The shell is a command interpreter that prompts for commands, reads the commands from standard input, forks children to execute the commands and waits for the children to finish. When standard input and output come from a terminal type of device, a user can terminate an executing command by entering the interrupt character. (The interrupt character is settable, but many systems assume a default value of Ctrl-C.)

Exercise 3.27

What happens when you execute the following commands?


cd /etc
ls -l

Now execute the ls -l command again, but enter a Ctrl-C as soon as the listing starts to display. Compare the results to the first case.

Answer:

In the first case, the prompt appears after the directory listing is complete because the shell waits for the child before continuing. In the second case, the Ctrl-C terminates the ls.

Most shells interpret a line ending with & as a command that should be executed by a background process. When a shell creates a background process, it does not wait for the process to complete before issuing a prompt and accepting additional commands. Furthermore, a Ctrl-C from the keyboard does not terminate a background process.

Exercise 3.28

Compare the results of Exercise 3.27 with the results of executing the following command.


ls -l &

Reenter the ls -l & command and try to terminate it by entering Ctrl-C.

Answer:

In the first case, the prompt appears before the listing completes. The Ctrl-C does not affect background processes, so the second case behaves in the same way as the first.

A daemon is a background process that normally runs indefinitely. The UNIX operating system relies on many daemon processes to perform routine (and not so routine) tasks. Under the Solaris operating environment, the pageout daemon handles paging for memory management. The in.rlogind handles remote login requests. Other daemons handle mail, file transfer, statistics and printer requests, to name a few.

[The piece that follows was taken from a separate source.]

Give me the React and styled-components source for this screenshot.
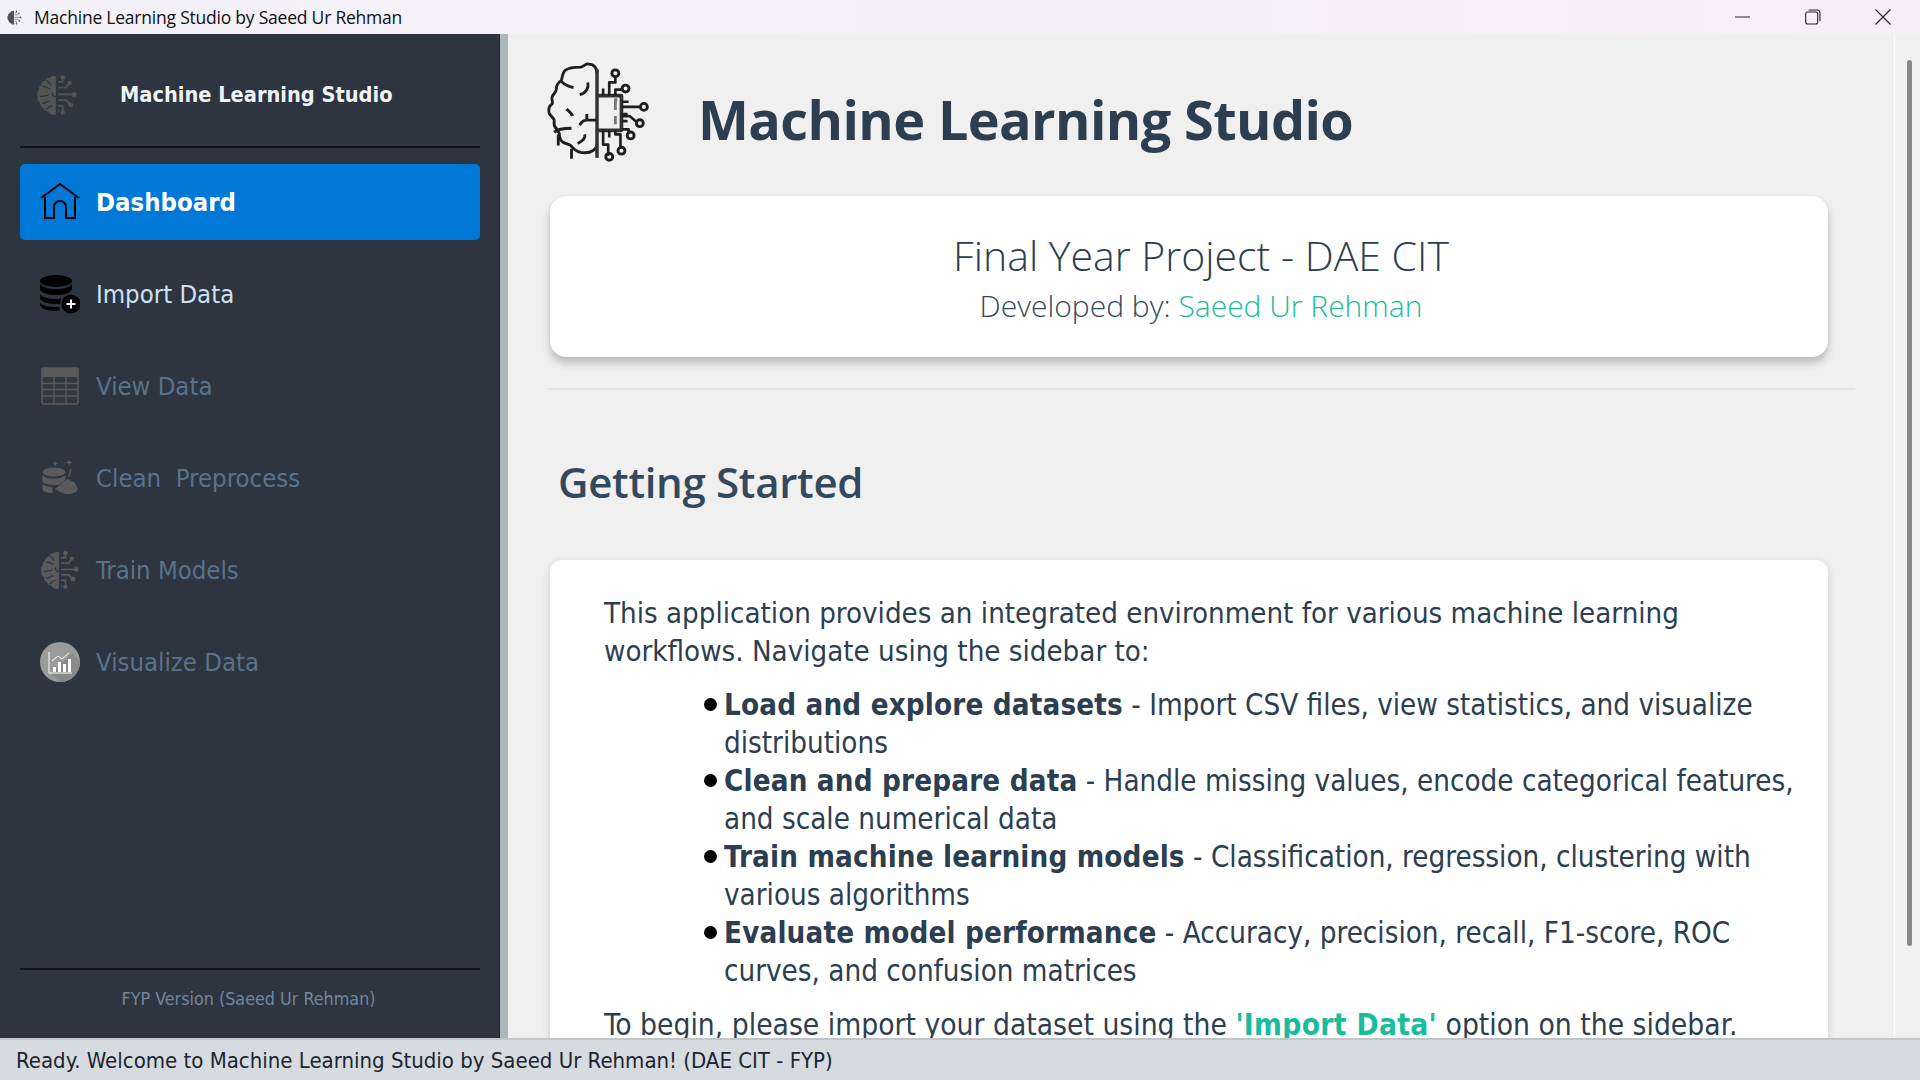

The runback program in Section 11.5.) The runback parent does not wait for its child to complete.

Program 3.7 runback.c

The runback program creates a child process to execute a command string in the background.


#include <stdio.h>
#include <stdlib.h>
#include <unistd.h>
#include <sys/wait.h>
#include "restart.h"
int makeargv(const char *s, const char *delimiters, char ***argvp);
int main(int argc, char *argv[]) {
pid_t childpid;
char delim[] = " \t";
char **myargv;
if (argc != 2) {
fprintf(stderr, "Usage: %s string\n", argv[0]);
return 1;
}
childpid = fork();
if (childpid == -1) {
perror("Failed to fork");
return 1;
}
if (childpid == 0) { /* child becomes a background process */
if (setsid() == -1)
perror("Child failed to become a session leader");
else if (makeargv(argv[1], delim, &myargv) == -1)
fprintf(stderr, "Child failed to construct argument array\n");
else {
execvp(myargv[0], &myargv[0]);
perror("Child failed to exec command");
}
return 1; /* child should never return */
}
return 0; /* parent exits */
}

Example 3.29

The following command is similar to entering ls -l & directly from the shell.


runback "ls -l"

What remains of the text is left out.